Stake.com is an online casino. It is operated by Medium Rare NV, a company incorporated in Curaçao where it holds an online casino licence. It is a global company with offices in Serbia, Australia, Cyprus and staff globally.

History 
In 2016, Ed Craven and Bijan Tehrani established Easygo, a company which developed games for online casinos. The two helped create Stake.com which was founded in 2017.

In December 2021, Stake.com launched in the UK in partnership with TGP Europe.

Offerings 
Stake.com offers traditional casino games (such as slots, blackjack and roulette) and sports betting. It offers video streams with live dealers.

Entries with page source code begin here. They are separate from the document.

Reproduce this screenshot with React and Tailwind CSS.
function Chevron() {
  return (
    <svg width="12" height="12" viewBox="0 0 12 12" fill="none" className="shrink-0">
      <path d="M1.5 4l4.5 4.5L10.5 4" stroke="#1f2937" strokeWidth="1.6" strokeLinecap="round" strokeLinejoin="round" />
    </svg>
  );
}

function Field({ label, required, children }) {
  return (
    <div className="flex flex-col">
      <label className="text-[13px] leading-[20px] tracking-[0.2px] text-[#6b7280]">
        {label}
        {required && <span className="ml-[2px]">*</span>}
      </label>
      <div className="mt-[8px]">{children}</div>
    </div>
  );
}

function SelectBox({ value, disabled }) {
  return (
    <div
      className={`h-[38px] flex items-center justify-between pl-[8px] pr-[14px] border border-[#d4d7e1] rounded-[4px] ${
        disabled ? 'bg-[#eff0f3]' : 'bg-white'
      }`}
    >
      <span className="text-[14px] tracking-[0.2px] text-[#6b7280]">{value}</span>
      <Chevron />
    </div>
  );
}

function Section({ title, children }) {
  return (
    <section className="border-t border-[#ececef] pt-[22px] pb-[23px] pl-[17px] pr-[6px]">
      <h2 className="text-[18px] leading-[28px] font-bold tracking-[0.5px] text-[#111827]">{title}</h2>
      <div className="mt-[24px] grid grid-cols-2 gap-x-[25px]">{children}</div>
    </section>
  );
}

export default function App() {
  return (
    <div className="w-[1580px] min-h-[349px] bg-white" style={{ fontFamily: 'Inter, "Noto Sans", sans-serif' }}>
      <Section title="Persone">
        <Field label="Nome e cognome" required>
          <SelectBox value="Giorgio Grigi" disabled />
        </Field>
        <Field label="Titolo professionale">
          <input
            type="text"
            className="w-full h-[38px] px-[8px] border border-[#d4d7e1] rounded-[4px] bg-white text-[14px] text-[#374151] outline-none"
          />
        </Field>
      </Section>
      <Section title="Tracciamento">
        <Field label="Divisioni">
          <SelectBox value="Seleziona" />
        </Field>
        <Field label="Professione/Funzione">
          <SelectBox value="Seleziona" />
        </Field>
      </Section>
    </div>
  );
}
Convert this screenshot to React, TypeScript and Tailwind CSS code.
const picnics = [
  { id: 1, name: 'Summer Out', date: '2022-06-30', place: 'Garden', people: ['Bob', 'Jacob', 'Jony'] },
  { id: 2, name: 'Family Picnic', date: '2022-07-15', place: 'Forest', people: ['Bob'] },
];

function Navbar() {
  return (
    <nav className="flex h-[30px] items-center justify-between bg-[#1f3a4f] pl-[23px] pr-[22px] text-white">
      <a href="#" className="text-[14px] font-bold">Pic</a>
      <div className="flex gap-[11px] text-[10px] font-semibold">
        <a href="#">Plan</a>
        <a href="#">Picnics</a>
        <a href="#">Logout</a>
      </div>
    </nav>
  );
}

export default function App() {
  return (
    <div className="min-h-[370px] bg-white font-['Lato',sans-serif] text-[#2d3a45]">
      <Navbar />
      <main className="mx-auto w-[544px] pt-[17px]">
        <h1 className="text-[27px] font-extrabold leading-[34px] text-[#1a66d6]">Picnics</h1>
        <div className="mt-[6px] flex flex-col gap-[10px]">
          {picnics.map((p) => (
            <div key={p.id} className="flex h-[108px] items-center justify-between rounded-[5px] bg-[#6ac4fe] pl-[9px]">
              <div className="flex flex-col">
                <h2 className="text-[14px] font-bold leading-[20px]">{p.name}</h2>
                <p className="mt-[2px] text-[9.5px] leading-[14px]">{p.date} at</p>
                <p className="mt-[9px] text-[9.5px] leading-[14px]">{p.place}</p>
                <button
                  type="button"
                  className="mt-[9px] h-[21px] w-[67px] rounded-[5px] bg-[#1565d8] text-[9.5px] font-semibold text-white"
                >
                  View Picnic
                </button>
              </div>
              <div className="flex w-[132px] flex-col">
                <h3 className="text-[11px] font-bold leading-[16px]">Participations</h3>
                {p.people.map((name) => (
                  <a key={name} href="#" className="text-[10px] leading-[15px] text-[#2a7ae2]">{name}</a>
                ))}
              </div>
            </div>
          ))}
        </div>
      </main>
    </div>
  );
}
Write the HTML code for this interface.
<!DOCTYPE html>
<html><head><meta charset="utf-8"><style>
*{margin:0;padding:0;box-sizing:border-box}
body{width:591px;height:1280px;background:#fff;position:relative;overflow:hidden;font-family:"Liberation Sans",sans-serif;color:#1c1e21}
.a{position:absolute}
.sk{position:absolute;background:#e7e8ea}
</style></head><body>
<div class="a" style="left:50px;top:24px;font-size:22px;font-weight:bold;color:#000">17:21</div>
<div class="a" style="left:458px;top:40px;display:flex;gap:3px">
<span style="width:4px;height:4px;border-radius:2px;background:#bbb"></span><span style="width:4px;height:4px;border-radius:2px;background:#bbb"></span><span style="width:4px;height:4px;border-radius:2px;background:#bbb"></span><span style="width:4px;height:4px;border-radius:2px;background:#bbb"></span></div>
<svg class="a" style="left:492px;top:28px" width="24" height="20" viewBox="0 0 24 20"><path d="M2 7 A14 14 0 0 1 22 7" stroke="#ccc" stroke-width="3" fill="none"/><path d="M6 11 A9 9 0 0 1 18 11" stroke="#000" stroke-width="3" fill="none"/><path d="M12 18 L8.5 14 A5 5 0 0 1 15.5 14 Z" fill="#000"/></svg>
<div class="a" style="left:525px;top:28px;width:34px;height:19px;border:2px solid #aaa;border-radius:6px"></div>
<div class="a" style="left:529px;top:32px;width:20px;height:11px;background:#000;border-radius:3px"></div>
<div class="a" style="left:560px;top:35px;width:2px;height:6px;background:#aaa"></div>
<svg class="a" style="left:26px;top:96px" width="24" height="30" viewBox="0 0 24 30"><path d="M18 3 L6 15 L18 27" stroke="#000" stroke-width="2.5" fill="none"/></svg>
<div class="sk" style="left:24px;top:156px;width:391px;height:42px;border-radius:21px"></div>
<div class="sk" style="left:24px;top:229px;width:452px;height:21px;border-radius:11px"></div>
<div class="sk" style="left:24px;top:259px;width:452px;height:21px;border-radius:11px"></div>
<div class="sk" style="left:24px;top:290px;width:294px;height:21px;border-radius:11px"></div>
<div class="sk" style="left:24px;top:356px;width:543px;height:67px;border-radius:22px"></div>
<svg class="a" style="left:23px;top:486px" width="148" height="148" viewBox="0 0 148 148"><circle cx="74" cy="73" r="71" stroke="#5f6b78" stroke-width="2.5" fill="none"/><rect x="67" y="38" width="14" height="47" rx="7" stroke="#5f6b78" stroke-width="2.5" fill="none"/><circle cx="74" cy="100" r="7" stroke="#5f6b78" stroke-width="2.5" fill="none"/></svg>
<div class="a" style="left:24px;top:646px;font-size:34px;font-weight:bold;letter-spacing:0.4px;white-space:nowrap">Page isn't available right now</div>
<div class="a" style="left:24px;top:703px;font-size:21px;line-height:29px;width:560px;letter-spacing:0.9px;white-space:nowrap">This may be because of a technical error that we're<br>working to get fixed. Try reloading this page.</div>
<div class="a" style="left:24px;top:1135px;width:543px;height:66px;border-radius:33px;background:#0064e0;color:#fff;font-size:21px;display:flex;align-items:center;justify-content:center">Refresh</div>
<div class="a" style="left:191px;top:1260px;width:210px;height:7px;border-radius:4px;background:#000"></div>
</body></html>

Users on Stake.com typically do not deal with traditional currencies, instead they deposit and withdraw cryptocurrencies to and from their betting account. Account balances can be withdrawn in the equivalent value of cryptocurrency and then deposited back into the user's personal cryptocurrency wallet. Users of Stake.com's UK site deal only in fiat currency.

Sponsorships 
Stake.com has invested in sponsorship deals across several sports, including with UFC fighter Israel Adesanya, English football teams Gillingham, Watford, Everton, Argentine footballer Sergio Agüero, Formula One reserve driver Pietro Fittipaldi and his brother, Formula 2 driver Enzo Fittipaldi, Canadian musician Drake, and the Gennady Golovkin vs. Ryōta Murata boxing match. 

In January 2023, the Alfa Romeo F1 team announced that Stake would be their title sponsor for the 2023 F1 season on a multi-year deal, with the team renamed to "Alfa Romeo F1 Team Stake".